No Invisible Metadata

Yesterday I tweeted (link expanded):

Google officially ignoring keywords meta tags is a nice validation of @microformats “no invisible metadata” principle: http://tantek.com/log/2005/06.html#d03t2359

The link is to a 2005 post on Tantek Çelik’s blog where he expands on the microformats principle that “visible data is much better for humans than invisible metadata.” Google’s announcement the other day that they do not use the keywords meta tag in web rankings didn’t surprise anyone that knows anything about search engine optimization. We’ve known for years that Google ignores the keywords meta tag (Google’s Webmasters/Site owners Help has a page about various meta tags that doesn’t say anything about the keywords meta tag) but, until now, it’s never been official. Still, I think it’s a nice validation of the principles of microformats and will hopefully give people pause when considering hidden metatdata schemes in the future.

On a silo website or within a trusted network, hidden metadata can be useful. In fact, in Google’s announcement they mention that the Google Search Appliance has the ability to match on the keywords meta tag. At web scales, hidden metadata is critically flawed. How can you trust that the hidden metadata is in parity with the visible data? The hidden metadata may be intentionally inaccurate (e.g. keyword stuffing) or simply have fallen out of sync with the visible data. Within a silo website or a closed network you can trust the metadata to be true to the visible data it describes and you can enact policies to keep your metadata up-to-date. However, there are no trust models yet that would make this work at web scales.

Microformats are designed for “humans first, machines second” (another principle). This makes a lot of sense since all machines eventually serve humans, even if indirectly through many layers. If the machine doesn’t ultimately serve a human need then there is not much point in the machine’s existence (unless we are taking about sentient artificial intelligence). For direct human consumption, hidden metadata is completely useless. For machine consumption, hidden metadata can be useful. However, hidden metadata must at some point be transformed into visible data, even if in a completely different context than its associated visible data.

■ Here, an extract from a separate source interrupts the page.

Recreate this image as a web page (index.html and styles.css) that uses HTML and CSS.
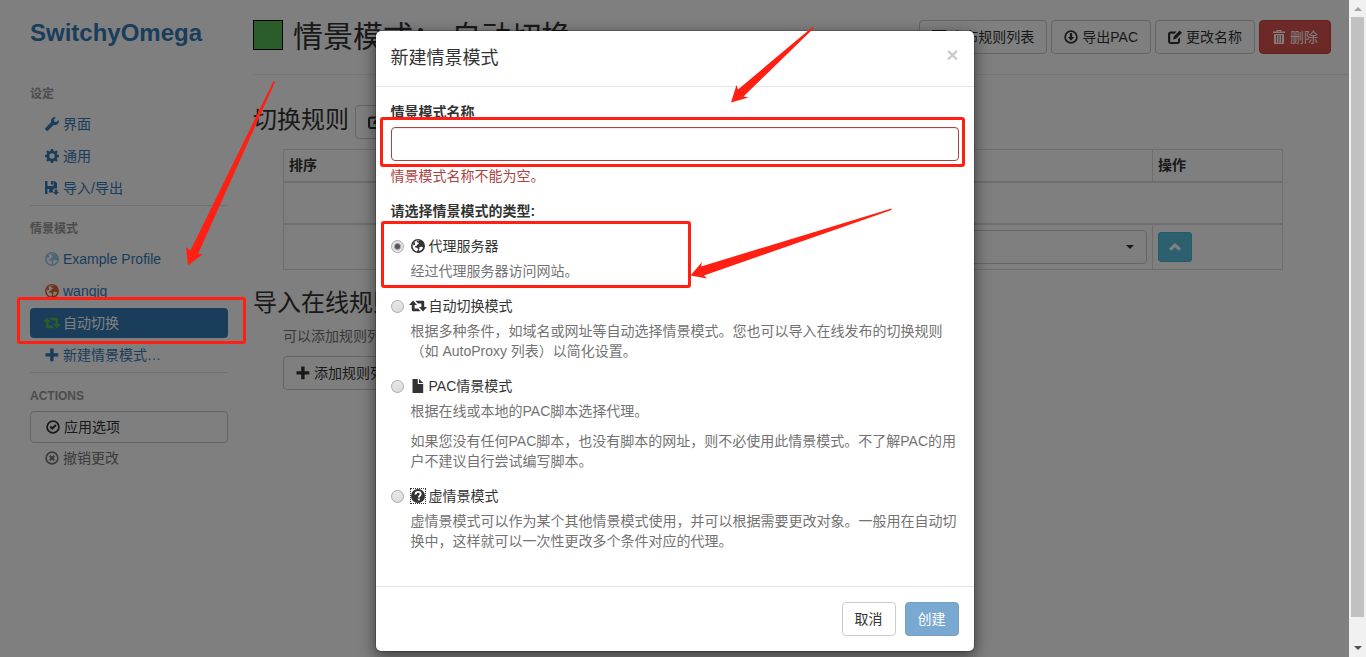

This was the case with search engines that did use the keywords meta tag in rankings: the original context for the visible data was the indexed document and the new context in which the hidden metadata was transformed into visible data was the rankings of engine results. As history tells us, this scheme didn’t work so well. Instead, Google used the visible data that is hyperlinks to determine rankings. From Tantek’s blog entry (emphasis added):

Lesson learned: hyperlinks, being visible by default, proved more reliable and persistently accurate for many reasons. Authors readily saw mistakes themselves and corrected them (because presentation matters). Readers informed authors of errors the authors missed, which were again corrected. This feedback led to an implied social pressure to be more accurate with hyperlinks thus encouraging authors to more often get it right the first time. When authors/sites abused visible hyperlinks, it was obvious to readers, who then took their precious attention somewhere else. Visible data like hyperlinks with the positive feedback loop of user/market forces encouraged accuracy and accountability. This was a stark contrast from the invisible metadata of meta keywords, which, lacking such a positive feedback loop, through the combination of gaming incentives and natural entropy, deteriorated into useless noise.